Hasan (41), pengungsi asal Afghanistan, menuturkan bahwa sikap yang ditunjukkan mereka saat ini adalah yang terbaik untuk menggugat UNCHR. Sebab, rencana relokasi semacam ini bukan pertama kalinya dan tidak pernah menyelesaikan masalah. Masalah ini justru makin pelik karena terkait relokasi pun tidak jelas juntrungannya.
”Beberapa hari lalu, sejumlah pengungsi asal Afrika telah dipindahkan ke kantor Jesuit Refugee Service (JRS) UNHCR di Tebet, Jakarta Selatan. Namun, sebagian dari mereka juga ditelantarkan di sana,” kata pengungsi yang telah berada di Indonesia selama tujuh tahun.
Sepanjang Jumat kemarin, UNHCR meminta para pengungsi untuk menandatangani kertas perjanjian penerimaan uang sebesar Rp 1,3 juta jika mereka bersedia dipindah. Namun, para pengungsi menegaskan sikap penolakan, terutama karena masa kontrak pemberian uang itu simpang siur.
”Mereka memberikan uang itu agar kami menyewa tempat tinggal dan membiayai diri sendiri.

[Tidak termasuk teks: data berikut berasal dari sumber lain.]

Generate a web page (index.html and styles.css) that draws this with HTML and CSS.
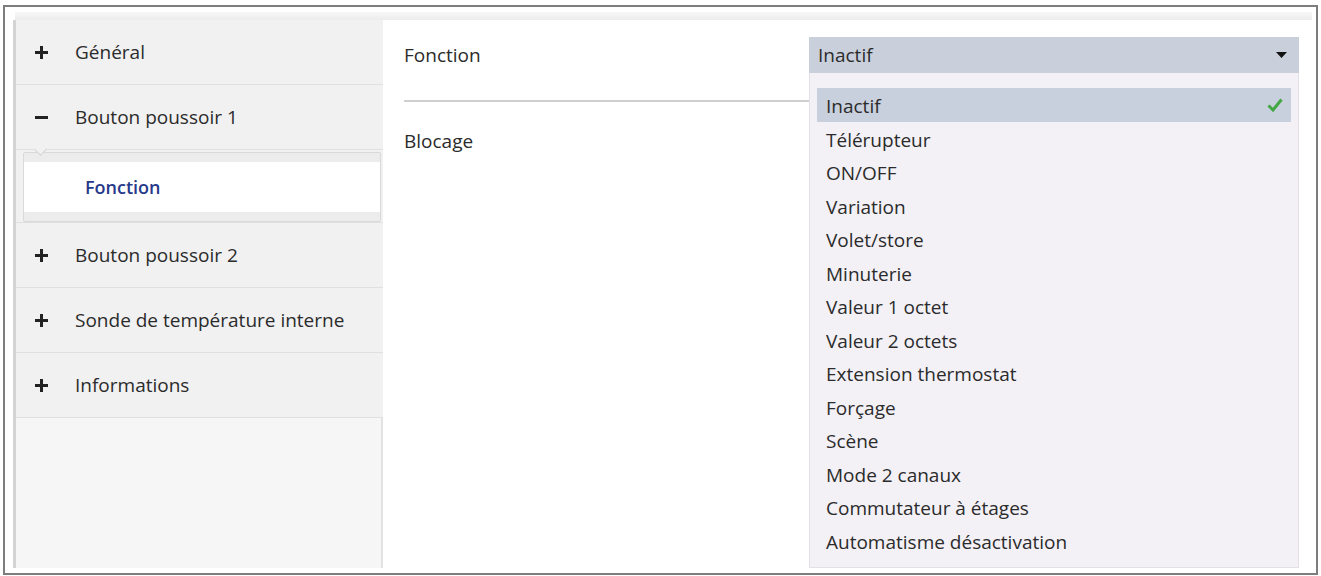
FILE: index.html
```html
<!DOCTYPE html>
<html lang="fr">
<head>
    <meta charset="UTF-8">
    <meta name="viewport" content="width=device-width, initial-scale=1.0">
    <title>Paramètres - Bouton poussoir 1</title>
    <link rel="stylesheet" href="styles.css">
</head>
<body>
    <div class="window">
        <div class="window-body">
            <div class="top-strip"></div>

            <div class="panes">
                <nav class="sidebar">
                    <div class="nav-row">
                        <svg class="nav-toggle" viewBox="0 0 13 13"><rect x="5" y="0" width="3" height="13"/><rect x="0" y="5" width="13" height="3"/></svg>
                        <span>Général</span>
                    </div>
                    <div class="nav-row open">
                        <svg class="nav-toggle" viewBox="0 0 13 13"><rect x="0" y="5" width="13" height="3"/></svg>
                        <span>Bouton poussoir 1</span>
                    </div>
                    <div class="subnav">
                        <div class="subnav-frame">
                            <div class="subnav-item">Fonction</div>
                        </div>
                    </div>
                    <div class="nav-row">
                        <svg class="nav-toggle" viewBox="0 0 13 13"><rect x="5" y="0" width="3" height="13"/><rect x="0" y="5" width="13" height="3"/></svg>
                        <span>Bouton poussoir 2</span>
                    </div>
                    <div class="nav-row">
                        <svg class="nav-toggle" viewBox="0 0 13 13"><rect x="5" y="0" width="3" height="13"/><rect x="0" y="5" width="13" height="3"/></svg>
                        <span>Sonde de température interne</span>
                    </div>
                    <div class="nav-row">
                        <svg class="nav-toggle" viewBox="0 0 13 13"><rect x="5" y="0" width="3" height="13"/><rect x="0" y="5" width="13" height="3"/></svg>
                        <span>Informations</span>
                    </div>
                    <div class="sidebar-fill"></div>
                </nav>

                <main class="content">
                    <div class="param-row">
                        <div class="param-label">Fonction</div>
                        <div class="select">
                            <div class="select-value">
                                <span>Inactif</span>
                                <svg class="caret" viewBox="0 0 11 6"><polygon points="0,0 11,0 5.5,6"/></svg>
                            </div>
                            <ul class="select-list">
                                <li class="selected">Inactif
                                    <svg class="check" viewBox="0 0 16 14"><path d="M1.5 7.5 L6 12 L14.5 1.5"/></svg>
                                </li>
                                <li>Télérupteur</li>
                                <li>ON/OFF</li>
                                <li>Variation</li>
                                <li>Volet/store</li>
                                <li>Minuterie</li>
                                <li>Valeur 1 octet</li>
                                <li>Valeur 2 octets</li>
                                <li>Extension thermostat</li>
                                <li>Forçage</li>
                                <li>Scène</li>
                                <li>Mode 2 canaux</li>
                                <li>Commutateur à étages</li>
                                <li>Automatisme désactivation</li>
                            </ul>
                        </div>
                    </div>
                    <div class="param-divider"></div>
                    <div class="param-row">
                        <div class="param-label">Blocage</div>
                    </div>
                </main>
            </div>
        </div>
    </div>
</body>
</html>
```

FILE: styles.css
```css
:root {
    --frame-color: #7d7d7d;
    --nav-bg: #f1f1f1;
    --nav-line: #e0e0e0;
    --select-bg: #c9d0dc;
    --list-bg: #f3f1f6;
    --text-color: #2b2b2b;
    --active-color: #27398a;
}

* {
    box-sizing: border-box;
    margin: 0;
    padding: 0;
}

body {
    font-family: "Open Sans", "Noto Sans", sans-serif;
    font-size: 19px;
    color: var(--text-color);
    background-color: #ffffff;
}

.window {
    height: 570px;
    margin: 5px 3px 0 3px;
    border: 2px solid var(--frame-color);
    background-color: #ffffff;
}

.window-body {
    height: 100%;
    display: flex;
    flex-direction: column;
    padding: 5px 4px 5px 8px;
}

.top-strip {
    height: 8px;
    margin-left: 2px;
    background: linear-gradient(#f7f7f7, #ececec);
}

.panes {
    flex: 1;
    display: flex;
    min-height: 0;
}

/* arbre de navigation */
.sidebar {
    width: 370px;
    display: flex;
    flex-direction: column;
    border-left: 3px solid #d4d4d4;
    background-color: var(--nav-bg);
}

.nav-row {
    position: relative;
    height: 65px;
    display: flex;
    align-items: center;
    padding-left: 19px;
    border-bottom: 1px solid var(--nav-line);
    background-color: var(--nav-bg);
}

.nav-toggle {
    width: 13px;
    height: 13px;
    margin-right: 27px;
    fill: #222;
    flex-shrink: 0;
}

.nav-row.open::after {
    content: "";
    position: absolute;
    left: 20px;
    bottom: -5px;
    width: 8px;
    height: 8px;
    background-color: var(--nav-bg);
    border-right: 1px solid #d2d2d2;
    border-bottom: 1px solid #d2d2d2;
    transform: rotate(45deg);
    z-index: 2;
}

.subnav {
    padding: 2px 2px 0 7px;
    border-bottom: 1px solid var(--nav-line);
    background-color: var(--nav-bg);
}

.subnav-frame {
    padding: 9px 0;
    border: 1px solid #d9d9d9;
    border-radius: 2px;
    background-color: #ececec;
}

.subnav-item {
    height: 50px;
    display: flex;
    align-items: center;
    padding-left: 61px;
    background-color: #ffffff;
    color: var(--active-color);
    font-size: 18px;
    font-weight: 600;
}

.sidebar-fill {
    flex: 1;
    background-color: #f6f6f6;
    border-right: 2px solid #e2e2e2;
}

/* panneau des paramètres */
.content {
    flex: 1;
    padding: 17px 13px 0 21px;
    background-color: #ffffff;
}

.param-row {
    display: grid;
    grid-template-columns: 1fr 490px;
    align-items: center;
    height: 36px;
}

.param-row + .param-divider + .param-row {
    margin-top: 21px;
}

.param-divider {
    height: 2px;
    margin-top: 27px;
    margin-right: 490px;
    background-color: #cfcfcf;
}

.select {
    position: relative;
    height: 36px;
}

.select-value {
    height: 100%;
    display: flex;
    align-items: center;
    justify-content: space-between;
    padding: 0 12px 0 9px;
    background-color: var(--select-bg);
}

.caret {
    width: 11px;
    height: 6px;
    fill: #111;
}

.select-list {
    position: absolute;
    top: 100%;
    left: 0;
    right: 0;
    list-style: none;
    padding: 15px 7px 10px;
    background-color: var(--list-bg);
    border: 1px solid #e3e0e7;
    border-top: none;
    z-index: 5;
}

.select-list li {
    height: 33.5px;
    display: flex;
    align-items: center;
    justify-content: space-between;
    padding: 3px 8px 0 9px;
}

.select-list li.selected {
    background-color: #c8cfdd;
}

.check {
    width: 16px;
    height: 14px;
    margin-top: -3px;
    fill: none;
    stroke: #43a843;
    stroke-width: 3;
}
```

Sudah jelas bahwa nominal uang itu tidak mencukupi untuk hidup di Jakarta,” ujar Hasan.
Mengenai hal ini, Sekretaris Daerah DKI Jakarta Saefullah mengatakan, pihak pemerintah provinsi saat ini sudah tidak dapat memperpanjang bantuan kepada para pengungsi dan pencari suaka. Saat ini, kewenangan penanganan mereka diserahkan sepenuhnya kepada pemerintah pusat.
”Wewenang ini sekarang ada di pemerintah pusat. Kalau kemarin kami bergerak karena rasa kemanusiaan saja. Jadi, bantuan yang sudah diberikan saat ini sudah maksimal dan sudah cukup,” ujar Saefullah di Balai Kota Jakarta, kemarin.
Ia menambahkan, apabila ada pengungsi yang mengokupasi trotoar untuk tempat tinggal atau aktivitas apa pun, masyarakat diminta segera melapor kepada pemerintah setempat. Biarkan wewenang penertiban itu dilakukan oleh petugas pemerintah setempat.
”Kalau ada penyalahgunaan, masyarakat lebih baik melapor kepada petugas. Nanti biar petugas yang menertibkan,” ujarnya lagi.
Mewakili para pengungsi, Hasan mengatakan bahwa para pengungsi mengucapkan banyak terima kasih karena telah merepotkan warga Indonesia selama ini. Namun, ia meminta maaf kepada warga Indonesia jika para pengungsi akan memenuhi depan kantor UNHCR sekali lagi.
Hasan menegaskan, mereka akan kembali menginap di depan kantor UNHCR bila memang harus diusir dari lahan pengungsian saat ini. Aksi ini sebagai bentuk protes bahwa UNHCR adalah pihak yang semestinya bertanggung jawab terhadap pengungsi, bukan malah menelantarkan.
”Sebagian besar dari kami telah kehilangan segalanya di negara asal. Kami hanya meminta UNHCR untuk bertanggung jawab menangani para pengungsi. Hingga pagi ini, sebagian dari kami masih akan menetap di tempat pengungsian,” tuturnya.